More moderate weather in the even numbered vintages, 2012, 2014, 2016 – let to plush, rounded, supple wines. Odd numbered vintages carry more red hues while the even numbered vintages ooze darker, denser notes.
Coming into this harvest, after an exceptionally mild growing season, I would have bet 2017 would break the pattern, and give us a lush, round, inky vintage rather than the tight and bright profile of the odd numbered years.
And then a heat spike arrived on Labor Day Weekend….
What a difference two weeks makes!
In 2016, an intense heat spike hit September 17th. The vines had ripened more quickly than in 2017 and we had picked almost all of our Syrah blocks prior to the change in weather pattern. This year, we had picked virtually no Syrah when temperatures soared above 100 F.
Most years in Ballard Canyon, heat spikes influence the flavor profile of our wine over any other element Mother Nature throws at us. Knock on wood, we don’t suffer from summer-time rain, hail, or mold-inducing humidity. While we are accustomed to these short, intense Santa Ana flows of hot air blowing from the desert to our east, we never want to pick grapes during, or just after them.
It turned out to be a blessing that the heat came early in 2017, as almost all of our red grapes had previously been hanging in the 18-21 brix range (generally we pick Syrah at 24+ brix). The heat brought a surge in sugar but then the vines had the chance to recover and relapse into steady, even ripening. The vines still had plenty of energy and rather than crashing and going dormant during the hot weather, they continued to photosynthesize afterwards.

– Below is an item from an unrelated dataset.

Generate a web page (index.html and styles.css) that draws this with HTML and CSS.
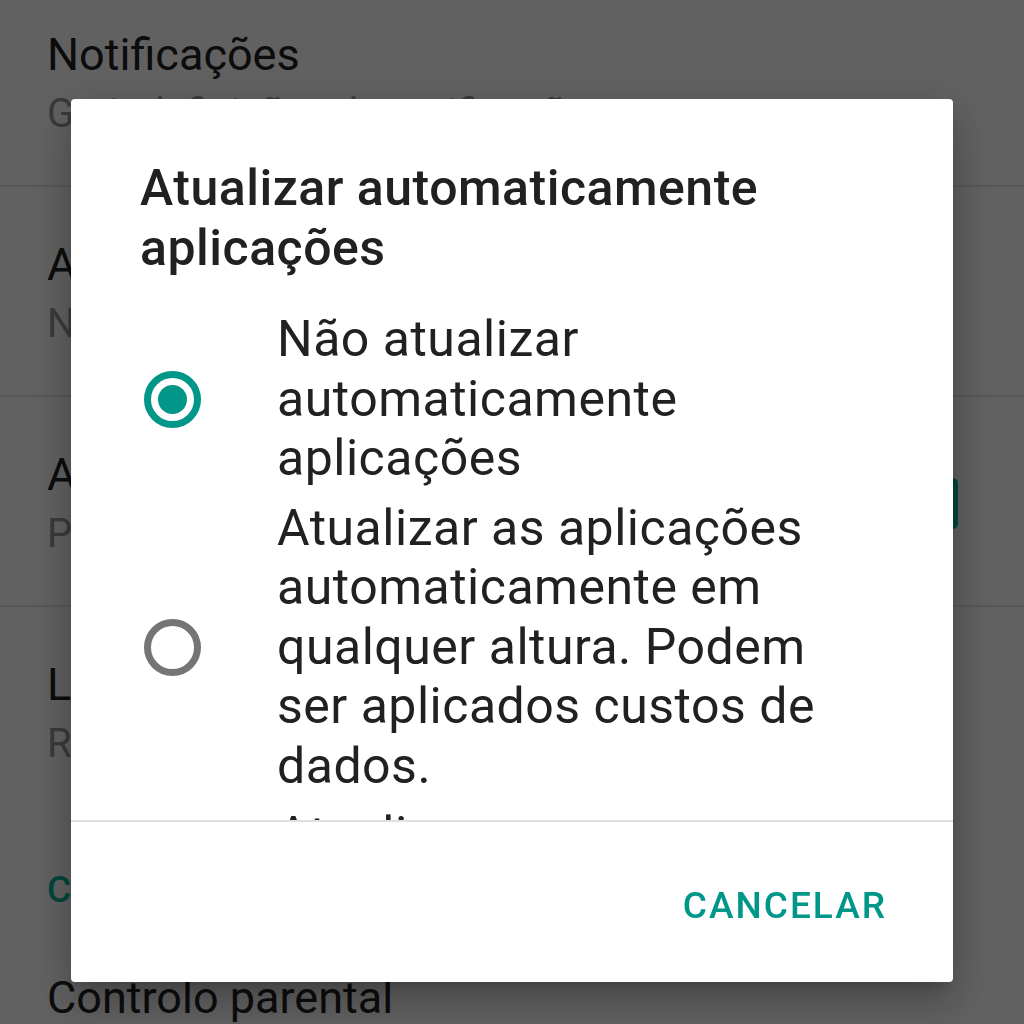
FILE: index.html
```html
<!DOCTYPE html>
<html lang="pt">
<head>
    <meta charset="UTF-8">
    <meta name="viewport" content="width=device-width, initial-scale=1.0">
    <title>Definições</title>
    <link rel="stylesheet" href="styles.css">
</head>
<body>
    <div class="settings">
        <div class="pref first">
            <div class="pref-text">
                <div class="pref-title">Notificações</div>
                <div class="pref-sub">Gerir definições de notificações</div>
            </div>
        </div>
        <div class="pref">
            <div class="pref-text">
                <div class="pref-title">Atualizar automaticamente aplicações</div>
                <div class="pref-sub">Não atualizar automaticamente aplicações</div>
            </div>
        </div>
        <div class="pref">
            <div class="pref-text">
                <div class="pref-title">Adicionar ícone ao ecrã principal</div>
                <div class="pref-sub">Para novas aplicações</div>
            </div>
            <span class="checkbox"></span>
        </div>
        <div class="pref last">
            <div class="pref-text">
                <div class="pref-title">Limpar histórico de pesquisa local</div>
                <div class="pref-sub">Remover todas as pesquisas que efetuou</div>
            </div>
        </div>
        <div class="category">Controlos do utilizador</div>
        <div class="pref after-category">
            <div class="pref-text">
                <div class="pref-title">Controlo parental</div>
            </div>
        </div>
    </div>

    <div class="scrim">
        <div class="dialog">
            <h2 class="dialog-title">Atualizar automaticamente aplicações</h2>
            <div class="choices">
                <div class="choice">
                    <span class="radio checked"></span>
                    <span class="choice-label">Não atualizar automaticamente aplicações</span>
                </div>
                <div class="choice">
                    <span class="radio"></span>
                    <span class="choice-label">Atualizar as aplicações automaticamente em qualquer altura. Podem ser aplicados custos de dados.</span>
                </div>
                <div class="choice">
                    <span class="radio"></span>
                    <span class="choice-label">Atualizar apenas com o Wi-Fi.</span>
                </div>
            </div>
            <div class="dialog-actions">
                <span class="btn-text">Cancelar</span>
            </div>
        </div>
    </div>
</body>
</html>
```

FILE: styles.css
```css
body {
    margin: 0;
    font-family: Roboto, "Noto Sans", sans-serif;
    background-color: #fff;
    color: #212121;
    height: 1024px;
    overflow: hidden;
}
.settings {
    height: 1024px;
    overflow: hidden;
}
.pref {
    display: flex;
    align-items: center;
    padding: 50px 66px 45px 47px;
    border-bottom: 2px solid #e5e5e5;
}
.pref.first {
    padding-top: 27px;
}
.pref.last {
    border-bottom: none;
}
.pref.after-category {
    padding-top: 58px;
    border-bottom: none;
}
.pref-text {
    flex: 1;
    min-width: 0;
}
.pref-title {
    font-size: 45px;
    line-height: 56px;
    white-space: nowrap;
}
.pref-sub {
    margin-top: 5px;
    font-size: 40px;
    line-height: 52px;
    color: #999;
    white-space: nowrap;
}
.checkbox {
    width: 51px;
    height: 51px;
    border-radius: 5px;
    background-color: #00b89a;
    flex-shrink: 0;
}
.category {
    margin-top: 53px;
    padding-left: 47px;
    font-size: 37px;
    line-height: 44px;
    font-weight: 500;
    color: #00b89a;
}
.scrim {
    position: fixed;
    top: 0;
    left: 0;
    right: 0;
    bottom: 0;
    background-color: rgba(0, 0, 0, 0.62);
    padding: 99px 71px;
}
.dialog {
    width: 882px;
    background-color: #fff;
    border-radius: 4px;
    overflow: hidden;
    box-shadow: 0 24px 38px 3px rgba(0, 0, 0, 0.14),
                0 9px 46px 8px rgba(0, 0, 0, 0.12),
                0 11px 15px -7px rgba(0, 0, 0, 0.2);
}
.dialog-title {
    margin: 0;
    padding: 59px 69px 0;
    font-size: 50px;
    line-height: 60px;
    font-weight: 500;
    letter-spacing: 0.5px;
    color: #212121;
}
.choices {
    height: 542px;
    box-sizing: border-box;
    padding-top: 27px;
    overflow: hidden;
}
.choice {
    display: flex;
    align-items: center;
    padding: 5px 80px 5px 73px;
}
.choice-label {
    flex: 1;
    margin-left: 76px;
    font-size: 50px;
    line-height: 59.5px;
    letter-spacing: 0.5px;
    color: #212121;
}
.radio {
    width: 57px;
    height: 57px;
    box-sizing: border-box;
    border: 7px solid #757575;
    border-radius: 50%;
    flex-shrink: 0;
    display: flex;
    align-items: center;
    justify-content: center;
}
.radio.checked {
    border-color: #009688;
}
.radio.checked::after {
    content: "";
    width: 29px;
    height: 29px;
    border-radius: 50%;
    background-color: #009688;
}
.dialog-actions {
    height: 162px;
    box-sizing: border-box;
    border-top: 2px solid #e0e0e0;
    display: flex;
    justify-content: flex-end;
    align-items: center;
    padding: 6px 66px 0 0;
}
.btn-text {
    font-size: 37px;
    font-weight: 500;
    letter-spacing: 2px;
    text-transform: uppercase;
    color: #009688;
}
```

While in 2016 we were thankful to have beaten the heat, 2017 turned out to be the opposite, and the heat came early enough for the vines to recover. If sugars had already been approaching our picking window, the grapes would have immediately become over-ripe and most likely a bit dehydrated.
2017 Harvest Recap
Thus far it has been a fairly straight-forward harvest and we are especially pleased to taste slow, steady ripening in the remaining Syrah, Petite Sirah, Sangiovese, Grenache, and Roussanne. Below is the order of 2017 harvesting by varietal and date.
August 17th: Trousseau Pet’Nat
August 17 through September 4: Sauvignon Blanc
August 24: Trousseau
August 29-August 31: Viognier
August 30-September 7: Carbonic Sangiovese
August 30-Continuing Syrah
September 1-September 7: Chenin Blanc
September 5: Chardonnay
September 7-15 Grenache Rose
September 12-Continuing Sangiovese
September 14- October 3: Petite Sirah
September 27 – October 2: Mourvedre
October 4 – October 10: Grenache
October 4 – Nov 6: Roussanne
It’s tough to pinpoint the final character of the vintage at this early stage, but it is clear that the wines will be plusher and lusher than the odd-numbered vintages of late. If red harvest hadn’t been accelerated by the Labor Day heat there would be no question that the wines would show rounded opulence.
In 2017, there is simply too much meat for journalists to sink their teeth into: From 10 feet of rain in Napa Valley to the unprecedentedly horrific fires that ravaged Northern California at the tail end of harvest. And while our late-ripening Rhone-focused vineyard was spared from the heat wave, earlier ripening varietals, like Santa Barbara County Pinot Noir, might have been dramatically effected – dependent on winemaker’s picking decisions.